Low-income senior housing rises at the 2nd Baptist Church, although the church may not be there long to enjoy the fruits of its labors.

They say no good deed goes unpunished, and God’s Open Door, as the 2nd Baptist Church is also known, is feeling a pain in its wallet from an ambitious one. What started as a fine idea to build low-income senior housing in a largely empty parking lot has ended up putting church finances “in a tailspin,” said Pastor Wallace Shepherd, who began to lead the East Mason Street congregation a couple years after the venerable Pastor Leander L. Wilkes retired in 2004. Civil and criminal cases have been filed in the building snafu, but what greatly worries the pastor is that the church sold its 0.57-acre property to get out from under the project’s debts.

“The oldest African-American church in Santa Barbara!” Shepherd exclaimed. “Our 107-year-old church may go defunct.”

The problems first began last March when the church’s construction lender refused to pay several invoices, Shepherd said. The lender claimed the contractor, NE Construction of Woodland Hills, was billing for a different job or had cancelled the materials being invoiced. Other problems surfaced, Shepherd went on, and the builder insisted they’d done nothing wrong. A flurry of court filings ensued, including a mechanic’s lien in May by NE saying it was owed about $90,000, against which the church had to post a $127,000 bond, said Shepherd.

After a civil suit was filed by the church in July, NE Construction cross-complained, stating it had been hired on Shepherd’s mother’s recommendation and that the church was equally culpable for its woes.
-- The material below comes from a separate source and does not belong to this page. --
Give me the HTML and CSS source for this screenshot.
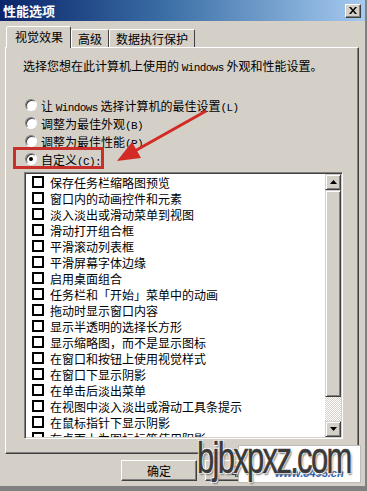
FILE: index.html
```html
<!DOCTYPE html>
<html lang="zh-CN">
<head>
  <meta charset="UTF-8">
  <title>性能选项</title>
  <link rel="stylesheet" href="styles.css">
</head>
<body>
  <div class="win">
    <div class="titlebar">
      <span class="title">性能选项</span>
      <div class="close">
        <svg width="8" height="7" viewBox="0 0 8 7"><path d="M0 0h2l2 2.5L6 0h2L5 3.5 8 7H6L4 4.5 2 7H0l3-3.5z" fill="#000"/></svg>
      </div>
    </div>

    <div class="tabs">
      <div class="tab active">视觉效果</div>
      <div class="tab">高级</div>
      <div class="tab">数据执行保护</div>
    </div>

    <div class="panel">
      <p class="desc">选择您想在此计算机上使用的 <span class="mono">Windows</span> 外观和性能设置。</p>

      <div class="radios">
        <div class="radio-row"><span class="radio"></span><span>让 <span class="mono">Windows</span> 选择计算机的最佳设置<span class="mono">(L)</span></span></div>
        <div class="radio-row"><span class="radio"></span><span>调整为最佳外观<span class="mono">(B)</span></span></div>
        <div class="radio-row"><span class="radio"></span><span>调整为最佳性能<span class="mono">(P)</span></span></div>
        <div class="radio-row"><span class="radio checked"></span><span>自定义<span class="mono">(C):</span></span></div>
      </div>

      <div class="listbox">
        <ul class="items">
          <li><span class="check"></span>保存任务栏缩略图预览</li>
          <li><span class="check"></span>窗口内的动画控件和元素</li>
          <li><span class="check"></span>淡入淡出或滑动菜单到视图</li>
          <li><span class="check"></span>滑动打开组合框</li>
          <li><span class="check"></span>平滑滚动列表框</li>
          <li><span class="check"></span>平滑屏幕字体边缘</li>
          <li><span class="check"></span>启用桌面组合</li>
          <li><span class="check"></span>任务栏和<span class="jp">「开始」</span>菜单中的动画</li>
          <li><span class="check"></span>拖动时显示窗口内容</li>
          <li><span class="check"></span>显示半透明的选择长方形</li>
          <li><span class="check"></span>显示缩略图，而不是显示图标</li>
          <li><span class="check"></span>在窗口和按钮上使用视觉样式</li>
          <li><span class="check"></span>在窗口下显示阴影</li>
          <li><span class="check"></span>在单击后淡出菜单</li>
          <li><span class="check"></span>在视图中淡入淡出或滑动工具条提示</li>
          <li><span class="check"></span>在鼠标指针下显示阴影</li>
          <li><span class="check"></span>在桌面上为图标标签使用阴影</li>
        </ul>
        <div class="scrollbar">
          <div class="sb-btn"><svg width="7" height="4" viewBox="0 0 7 4"><path d="M3.5 0L7 4H0z" fill="#000"/></svg></div>
          <div class="sb-thumb"></div>
          <div class="sb-track"></div>
          <div class="sb-btn"><svg width="7" height="4" viewBox="0 0 7 4"><path d="M0 0h7L3.5 4z" fill="#000"/></svg></div>
        </div>
      </div>
    </div>

    <div class="footer">
      <div class="btn">确定</div>
      <div class="btn">取消</div>
    </div>

    <!-- annotation drawn over the screenshot -->
    <div class="redbox"></div>
    <svg class="arrow" width="367" height="491" viewBox="0 0 367 491">
      <line x1="206" y1="111" x2="133" y2="152" stroke="#d42a26" stroke-width="3"/>
      <polygon points="117,161 141,158 132,142" fill="#d42a26"/>
    </svg>

    <!-- watermark -->
    <div class="mark-box">
      <span class="mark-small">www.8495.cn</span>
    </div>
    <div class="mark-text">bjbxpxz.com</div>
  </div>
</body>
</html>
```

FILE: styles.css
```css
body {
  margin: 0;
  background: #d4d0c8;
  font-family: "Noto Sans CJK SC", sans-serif;
  font-size: 12px;
  color: #000;
}
.mono {
  font-family: "Liberation Mono", monospace;
  font-size: 11px;
  letter-spacing: -0.6px;
}
.jp {
  font-family: "Noto Sans CJK JP", sans-serif;
}
.win {
  position: relative;
  width: 367px;
  height: 491px;
  box-sizing: border-box;
  background: #d4d0c8;
  border-right: 2px solid #808080;
  border-bottom: 5px solid #808080;
  overflow: hidden;
}
.titlebar {
  height: 21px;
  background: linear-gradient(to right, #0a246a, #3a6ea5 45%, #a6caf0);
  display: flex;
  align-items: center;
  justify-content: space-between;
  padding: 0 4px 0 3px;
}
.title {
  color: #fff;
  font-weight: bold;
  font-size: 13px;
  line-height: 14px;
}
.close {
  width: 16px;
  height: 14px;
  box-sizing: border-box;
  background: #d4d0c8;
  border: 1px solid;
  border-color: #fff #404040 #404040 #fff;
  box-shadow: inset -1px -1px #808080;
  display: flex;
  align-items: center;
  justify-content: center;
}
.tabs {
  display: flex;
  align-items: flex-end;
  height: 22px;
  margin-top: 4px;
  padding-left: 8px;
}
.tab {
  height: 18px;
  line-height: 18px;
  padding: 0 6px;
  border: 1px solid;
  border-bottom: none;
  border-color: #fff #404040 transparent #fff;
  border-radius: 2px 2px 0 0;
  box-sizing: border-box;
  font-size: 12px;
}
.tab.active {
  height: 22px;
  line-height: 20px;
  padding: 0 7px 0 8px;
  margin-left: -2px;
  position: relative;
  top: 1px;
  background: #d4d0c8;
  z-index: 1;
}
.panel {
  margin: 0 6px 0 5px;
  height: 407px;
  box-sizing: border-box;
  border: 1px solid;
  border-color: #fff #404040 #404040 #fff;
  box-shadow: inset -1px -1px #808080;
  padding: 11px 0 0 18px;
}
.desc {
  margin: 0 0 21px -1px;
  line-height: 14px;
  white-space: nowrap;
}
.radios {
  display: flex;
  flex-direction: column;
}
.radio-row {
  height: 18px;
  display: flex;
  align-items: center;
  padding-left: 1px;
  white-space: nowrap;
}
.radio {
  width: 12px;
  height: 12px;
  margin-right: 4px;
  box-sizing: border-box;
  border-radius: 50%;
  border: 1px solid;
  border-color: #808080 #fff #fff #808080;
  background: #fff;
  box-shadow: inset 1px 1px #404040;
  display: flex;
  align-items: center;
  justify-content: center;
}
.radio.checked::after {
  content: "";
  width: 4px;
  height: 4px;
  border-radius: 50%;
  background: #000;
}
.listbox {
  margin-top: 4px;
  width: 319px;
  height: 267px;
  box-sizing: border-box;
  border: 1px solid;
  border-color: #808080 #fff #fff #808080;
  box-shadow: inset 1px 1px #404040, inset -1px -1px #d4d0c8;
  padding: 1px;
  display: flex;
  background: #fff;
}
.items {
  flex: 1;
  list-style: none;
  margin: 0;
  padding: 0 0 0 6px;
  overflow: hidden;
}
.items li {
  height: 16px;
  display: flex;
  align-items: center;
  white-space: nowrap;
  font-size: 12px;
}
.check {
  width: 12px;
  height: 12px;
  margin-right: 6px;
  box-sizing: border-box;
  border: 2px solid #000;
  background: #fff;
  flex-shrink: 0;
}
.scrollbar {
  width: 16px;
  display: flex;
  flex-direction: column;
}
.sb-btn,
.sb-thumb {
  box-sizing: border-box;
  background: #d4d0c8;
  border: 1px solid;
  border-color: #d4d0c8 #404040 #404040 #d4d0c8;
  box-shadow: inset 1px 1px #fff, inset -1px -1px #808080;
}
.sb-btn {
  height: 16px;
  display: flex;
  align-items: center;
  justify-content: center;
}
.sb-thumb {
  height: 207px;
}
.sb-track {
  flex: 1;
  background-color: #fff;
  background-image: repeating-conic-gradient(#d4d0c8 0 25%, #fff 0 50%);
  background-size: 2px 2px;
}
.footer {
  display: flex;
  gap: 8px;
  padding: 6px 0 0 121px;
}
.btn {
  width: 76px;
  height: 21px;
  box-sizing: border-box;
  border: 1px solid;
  border-color: #fff #404040 #404040 #fff;
  box-shadow: inset -1px -1px #808080;
  text-align: center;
  line-height: 19px;
}
.redbox {
  position: absolute;
  left: 13px;
  top: 147px;
  width: 91px;
  height: 22px;
  box-sizing: border-box;
  border: 3px solid #c9302c;
}
.arrow {
  position: absolute;
  left: 0;
  top: 0;
}
.mark-box {
  position: absolute;
  left: 238px;
  top: 445px;
  width: 123px;
  height: 38px;
  background: #fff;
  border: 1px solid #bbb;
  box-sizing: border-box;
}
.mark-small {
  position: absolute;
  left: 36px;
  top: 21px;
  font-family: "Liberation Sans", sans-serif;
  font-size: 11px;
  font-weight: bold;
  font-style: italic;
  color: #2a62b8;
}
.mark-text {
  position: absolute;
  left: 197px;
  top: 435px;
  font-family: "Liberation Sans", sans-serif;
  font-size: 45px;
  line-height: 45px;
  letter-spacing: -2.5px;
  color: #3a3a3a;
  -webkit-text-stroke: 0.6px #3a3a3a;
  transform: scaleX(0.69);
  transform-origin: left top;
  text-shadow: 1px 1px 0 #fff, -1px -1px 0 #fff, 1px -1px 0 #fff, -1px 1px 0 #fff, 2px 2px 2px #777;
}
```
When contacted by phone, NE’s principal, Noah Engelman, who sounded just as upset as Shepherd, asserted he had done everything he’d been asked and worked very hard. He stated his attorney would speak for him, but the attorney did not return calls.

The group of investors who bought the property in September — and gave 2nd Baptist a year rent-free — are completing the senior units and have offered the property back to the church at 110 percent of their costs, Shepherd said. He ballparked that the six units — one bedroom apartments of about 600 square feet with nice-sized decks — would be finished and rentable by April. The pastor hoped their income stream will convince a lender that the church could afford another loan to buy itself back. Otherwise, he worried, the investors have suggested going back to the city to be re-permitted for market-rate housing. “We’re trying to do something good here,” he protested, but feels they might be boxed into a corner.

Of the $1.8 million the church received for its property — about half its market value — most was used to clear the church’s debts. Some of that was a mortgage from their move into the Mason Street building in 2000 after a long tenure in an arch-windowed building at Gutierrez and Anacapa. It’s now occupied by a skate shop, whose name the pastor could not bring himself to say aloud.

For the moment, the civil case is on pause until the criminal matter is concluded, church attorney Dennis Merenbach said. In the criminal case, the contractor was charged last fall with three felony counts of diversion of construction funds, explained Senior Deputy District Attorney Brian Cota, and could face a penalty that ranges from felony probation to prison time. The preliminary hearing has been pushed forward on a monthly basis since September, according to the court file, with bank records being subpoenaed most recently. The next court date is set for March 11.